In the water, from experience, I set the cameras white balance to 4500 degrees Kelvin. This, in part, offsets some of the effect of the water filtering out some of the colour of light. I do not adjust the magenta/green colour balance in camera. That is too variable.

I go ahead and take the photo, find subject, frame, focus, and expose. I try to frame as tight as possible, I try to get my lights  as far as possible off to the side(s) of my subject. This is to not illuminate any suspended particles in the water. And I try to stay away from my fellow divers. One inadvertent fin kick and the scene will be filled with a sandstorm of gunk.

As Shot white balance

At the computer

I load my images onto my computer, open the files in Lightroom and do a quick survey of the photos. I quickly delete the duds.

Before getting into the serious photo editing, I make sure that my computer screen is properly setup. That is, calibrated to industry standards for brightness and colour balance. Most Apple laptops come properly calibrated from the factory, other types of computers should be calibrated using a tool like a Datacolor Spyder.

Next I will open the first photo in the develop mode and set the white balance to, As Shot, I make sure that Lens Corrections is turned on, and I increase the amount of texture. I then go into the Grid mode (G), select all the photos and Sync my settings. This ensures that all the photos start from a similar start point.

Deselect all the photos ( you really do want to do this) and then select the first photo to edit.

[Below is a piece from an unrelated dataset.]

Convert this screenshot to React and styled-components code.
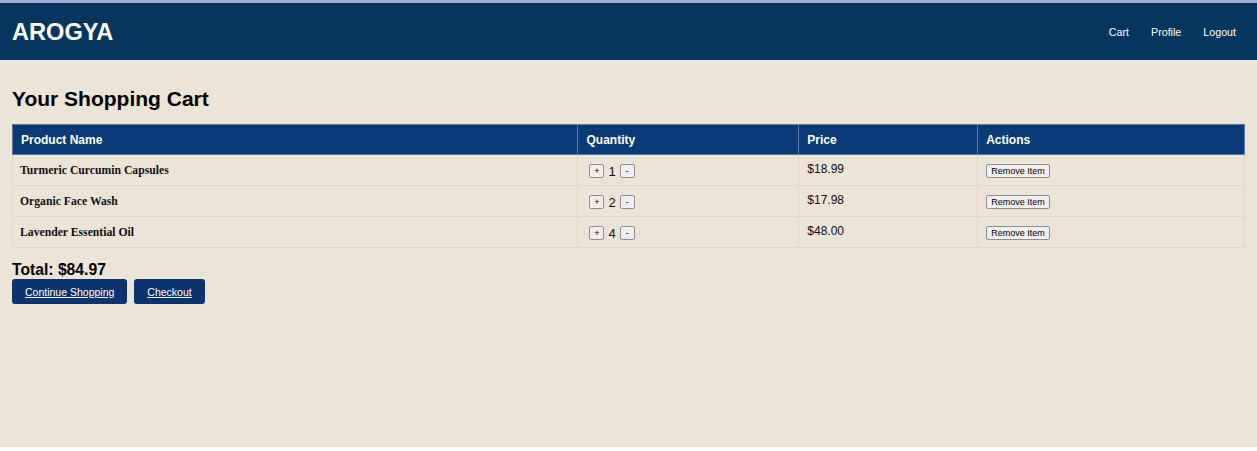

Take a quick look around the photo and see if there is something that you think should be white or a neutral shade of grey. Use the White Balancing Selector (W) and click on the object that you think should be white or neutral grey. You just might have properly colour balanced your photo. If not, try some other object. I like to use broken pieces of shell. The insides of freshly shed crab shells are usually white, older pieces of shell usually have a thin layer of yellow/green growth.

The colour not quite right? Using the Temp and Tint sliders will allow for adjustment of the colour. Move one and then the other until you get the colour balance that makes your photo glow. Sometimes turning up the saturation to 100 will show which colour is too strong. Just turn down the saturation afterwards.

Having your colour balance off too far makes some colours look too dominant and makes other colours look dull or just off looking. And often your photo will look just dark. 

As in all photography, the important part of the subject is where you work first.

Adjusting your exposure might help you get a better colour balance. Then work on the contrast, highlights, etc. Once you have set the best setting for exposure, move the sliders but don’t be afraid to hold Shift And Double Click on the word Highlights, etc. This allows Lightroom to give you its suggestion for this particular setting. I find that the Auto setting often does not get me close enough to my wishes.

Once I have the exposure and colour balance looking good I will adjust the Clarity and /or Dehaze to help emphasize my subject. I will also use the masking tool to select the background. i then will often darken the background, reduce sharpness (to get rid of suspended particles) and also dial down highlights and whites to further reduce the look of suspended objects. And last I crop, to get rid of any other unwanted objects.

The video file shows the effect of changing distances and its affect on the relative quality of light. Close up has better colour of light, further away shows more of what the ambient light looks like.

And one last point. You have several choices to make concerning underwater colour balance. Do you want what your eyes would see without additional illumination? Or, would you rather have a more full colour experience? And lastly, if you are looking for scientific authenticity of colours, you still have a ways to go to get there.